Only lines with the word "full" are needed; collect each of them from the listing below.
::: Data shown
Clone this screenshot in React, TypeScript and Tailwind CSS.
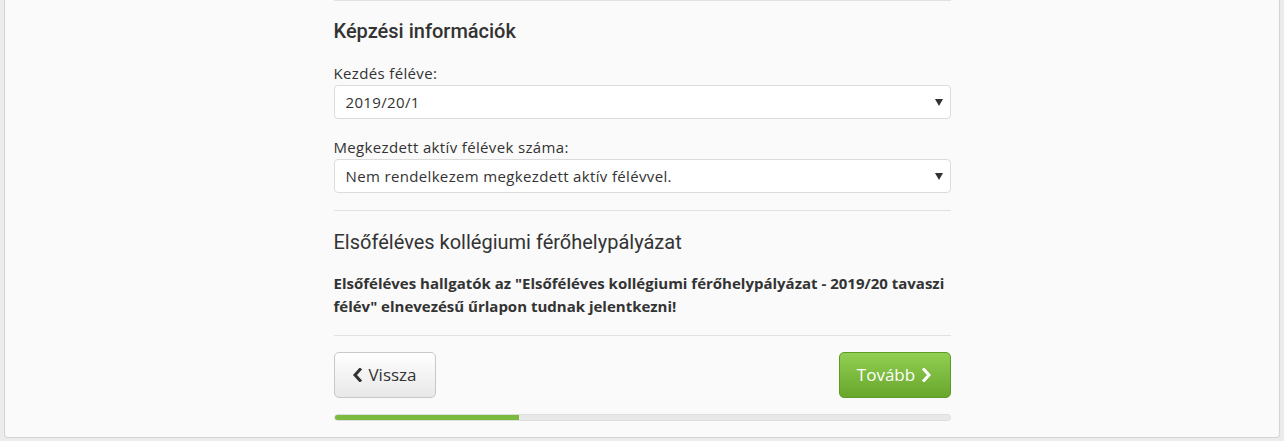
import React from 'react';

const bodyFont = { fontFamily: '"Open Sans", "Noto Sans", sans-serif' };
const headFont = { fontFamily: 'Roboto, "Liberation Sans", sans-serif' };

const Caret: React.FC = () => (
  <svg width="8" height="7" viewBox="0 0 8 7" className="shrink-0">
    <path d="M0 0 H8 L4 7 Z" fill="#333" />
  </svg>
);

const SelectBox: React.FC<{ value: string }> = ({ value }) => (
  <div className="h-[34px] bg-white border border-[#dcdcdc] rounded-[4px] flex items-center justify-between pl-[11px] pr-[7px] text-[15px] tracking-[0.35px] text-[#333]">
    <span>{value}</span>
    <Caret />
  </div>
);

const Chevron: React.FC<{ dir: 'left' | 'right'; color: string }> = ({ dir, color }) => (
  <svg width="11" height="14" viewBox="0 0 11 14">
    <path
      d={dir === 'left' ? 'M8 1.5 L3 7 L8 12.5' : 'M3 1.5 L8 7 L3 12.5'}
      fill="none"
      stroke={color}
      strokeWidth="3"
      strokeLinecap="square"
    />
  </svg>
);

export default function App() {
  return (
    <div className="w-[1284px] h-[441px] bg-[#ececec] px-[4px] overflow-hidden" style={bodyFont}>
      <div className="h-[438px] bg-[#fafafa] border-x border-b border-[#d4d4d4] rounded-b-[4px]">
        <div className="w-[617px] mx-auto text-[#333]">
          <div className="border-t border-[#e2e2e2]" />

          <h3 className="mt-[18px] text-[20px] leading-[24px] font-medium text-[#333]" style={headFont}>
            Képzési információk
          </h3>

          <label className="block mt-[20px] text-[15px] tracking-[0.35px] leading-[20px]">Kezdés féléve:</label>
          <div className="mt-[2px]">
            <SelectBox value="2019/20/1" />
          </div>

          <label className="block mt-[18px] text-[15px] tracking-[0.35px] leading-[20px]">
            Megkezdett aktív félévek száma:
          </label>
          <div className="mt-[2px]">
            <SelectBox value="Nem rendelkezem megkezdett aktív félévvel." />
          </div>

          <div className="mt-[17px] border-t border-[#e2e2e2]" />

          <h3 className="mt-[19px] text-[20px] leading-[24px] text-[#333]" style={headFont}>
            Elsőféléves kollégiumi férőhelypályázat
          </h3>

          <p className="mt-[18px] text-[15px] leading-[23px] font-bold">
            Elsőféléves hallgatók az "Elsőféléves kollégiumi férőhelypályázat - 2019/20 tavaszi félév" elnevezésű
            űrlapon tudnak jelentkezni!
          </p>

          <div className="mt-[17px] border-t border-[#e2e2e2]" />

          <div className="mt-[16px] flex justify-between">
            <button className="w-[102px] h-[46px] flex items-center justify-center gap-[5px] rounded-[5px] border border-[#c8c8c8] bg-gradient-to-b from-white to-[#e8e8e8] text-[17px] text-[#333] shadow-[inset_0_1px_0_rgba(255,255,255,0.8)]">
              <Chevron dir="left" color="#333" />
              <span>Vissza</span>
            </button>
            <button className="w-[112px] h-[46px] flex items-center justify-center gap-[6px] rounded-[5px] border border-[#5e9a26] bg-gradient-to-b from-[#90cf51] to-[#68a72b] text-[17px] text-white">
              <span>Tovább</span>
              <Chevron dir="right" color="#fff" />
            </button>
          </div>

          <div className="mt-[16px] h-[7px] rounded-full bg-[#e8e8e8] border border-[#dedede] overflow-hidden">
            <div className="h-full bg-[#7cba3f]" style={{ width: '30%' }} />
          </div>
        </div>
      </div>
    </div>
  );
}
::::::
::: Data shown
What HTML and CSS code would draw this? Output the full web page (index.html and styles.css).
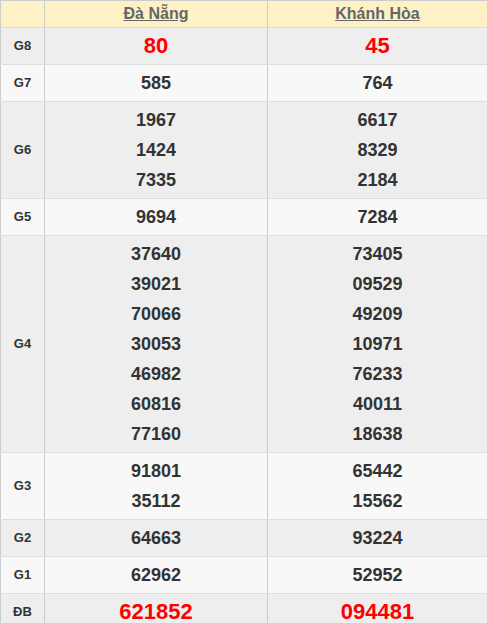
::::::
::: Data shown
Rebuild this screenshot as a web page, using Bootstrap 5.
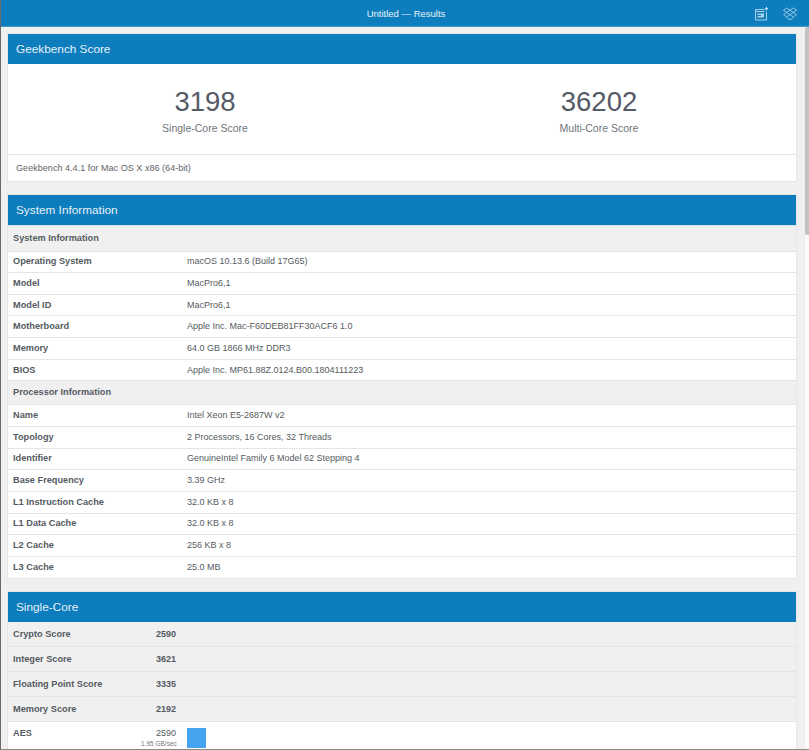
::::::
Result of this task.
          <div className="mt-[16px] h-[7px] rounded-full bg-[#e8e8e8] border border-[#dedede] overflow-hidden">
            <div className="h-full bg-[#7cba3f]" style={{ width: '30%' }} />
What HTML and CSS code would draw this? Output the full web page (index.html and styles.css).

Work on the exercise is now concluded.